The next year I humored my aged companions one more time, but after fruitlessly pushing the swamps in two hours of cold rain, we came home to see three doe run across a neighbor's yard. This time I had a doe tag in my pocket. I sprinted to where I would have a shot directed safely away from the houses, and waited for the trio to step into view en route to the woods. I filled my tag with a clean head shot when one paused to look at my friend standing helplessly on the porch open mouthed and empty handed while his rifle lay unloaded on the kitchen table. None of us got a buck that year, but the doe was good eating. Last year my buddies came back to my parents' farm to hunt, but this time I went up the ridges to wait for dawn. I watched the world turn pink, and sunlight creep down the hill toward me as squirrels played and a partridge fed through. At 8 AM I heard the unmistakable sound of deer walking just out of sight, on my left. A short stalk showed me the hind end of a medium sized four point buck following a doe about 50 yards away. I put my SKS's sites on him, but didn't want to take a butt shot. Just as I resolved to take the shot instead of letting him slip away. He turned to look at me and exposed a shoulder. BAM. He went down 5 yards from where he had stood and I had my second buck by 8:30 opening morning.

I told my friends where the doe had gone, and where she was likely to go when I pushed the thicket she was in. I saw three deer bound away (through cover, without offering me good shots) right where I predicted the escape route would be, but my buddies had chosen to ignore my advice and watch other routes.
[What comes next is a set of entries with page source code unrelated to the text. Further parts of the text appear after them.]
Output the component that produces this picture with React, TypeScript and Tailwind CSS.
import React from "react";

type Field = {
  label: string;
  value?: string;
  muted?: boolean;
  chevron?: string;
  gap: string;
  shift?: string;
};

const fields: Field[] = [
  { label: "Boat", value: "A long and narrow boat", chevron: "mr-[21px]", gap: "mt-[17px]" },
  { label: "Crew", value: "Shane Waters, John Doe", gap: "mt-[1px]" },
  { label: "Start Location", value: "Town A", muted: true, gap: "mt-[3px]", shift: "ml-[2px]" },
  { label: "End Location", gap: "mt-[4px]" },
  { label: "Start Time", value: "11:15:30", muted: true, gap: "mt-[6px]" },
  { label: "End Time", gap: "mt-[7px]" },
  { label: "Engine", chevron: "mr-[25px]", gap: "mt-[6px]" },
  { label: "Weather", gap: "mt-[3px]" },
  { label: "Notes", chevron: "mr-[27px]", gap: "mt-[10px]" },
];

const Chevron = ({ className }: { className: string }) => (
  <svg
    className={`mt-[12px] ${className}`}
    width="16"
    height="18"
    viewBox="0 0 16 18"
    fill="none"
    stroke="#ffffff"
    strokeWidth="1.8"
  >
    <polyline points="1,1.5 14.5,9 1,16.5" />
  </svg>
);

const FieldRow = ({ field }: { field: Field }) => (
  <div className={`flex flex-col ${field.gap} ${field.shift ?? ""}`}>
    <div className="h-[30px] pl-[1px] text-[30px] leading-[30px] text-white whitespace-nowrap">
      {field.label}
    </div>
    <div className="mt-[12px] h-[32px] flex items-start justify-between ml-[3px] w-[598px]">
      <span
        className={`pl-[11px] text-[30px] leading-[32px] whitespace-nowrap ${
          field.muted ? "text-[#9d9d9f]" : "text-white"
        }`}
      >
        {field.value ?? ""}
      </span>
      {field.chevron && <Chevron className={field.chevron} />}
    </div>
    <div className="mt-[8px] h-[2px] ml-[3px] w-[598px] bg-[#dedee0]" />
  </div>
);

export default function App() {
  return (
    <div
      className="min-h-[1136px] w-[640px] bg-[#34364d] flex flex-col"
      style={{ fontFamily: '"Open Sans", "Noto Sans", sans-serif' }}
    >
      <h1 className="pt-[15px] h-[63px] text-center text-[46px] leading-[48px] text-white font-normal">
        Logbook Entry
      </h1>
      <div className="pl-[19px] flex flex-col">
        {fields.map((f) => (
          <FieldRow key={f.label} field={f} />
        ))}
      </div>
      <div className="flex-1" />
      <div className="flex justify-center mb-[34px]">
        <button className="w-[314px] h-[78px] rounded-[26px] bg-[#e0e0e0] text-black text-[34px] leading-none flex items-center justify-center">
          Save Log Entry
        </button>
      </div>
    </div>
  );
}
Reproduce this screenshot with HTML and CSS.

Although I pushed a doe and fawn to them later that day, they let them pass (I would have too), and they did not see another deer all season.

On closing day I took my antlerless tag back to the high ridges and made a perfect heart shot on a little doe as she and 2 others fed along 50 yards in front of me. She folded up so quickly that the others didn't even leave the area until I showed myself and walked toward them. It was the first time that I had filled both tags in one season and the first time that I had taken a deer completely unaware of human presence.

Lessons learned? Follow your instincts. Be nice to your buddies, but make your own choices. If you have put in the time to learn where the deer are, trust yourself instead of someone who thinks they know more. This year, I'm going straight to the top of the hill before dawn. God willing, I'll get a shot at the really big buck that I know is there, but if not I'll hunt to the low ground in the afternoon and give the other fellows a chance at whatever comes out of the swamp for them. I may not have got my trophy deer yet, but every deer is a trophy when you are learning to hunt.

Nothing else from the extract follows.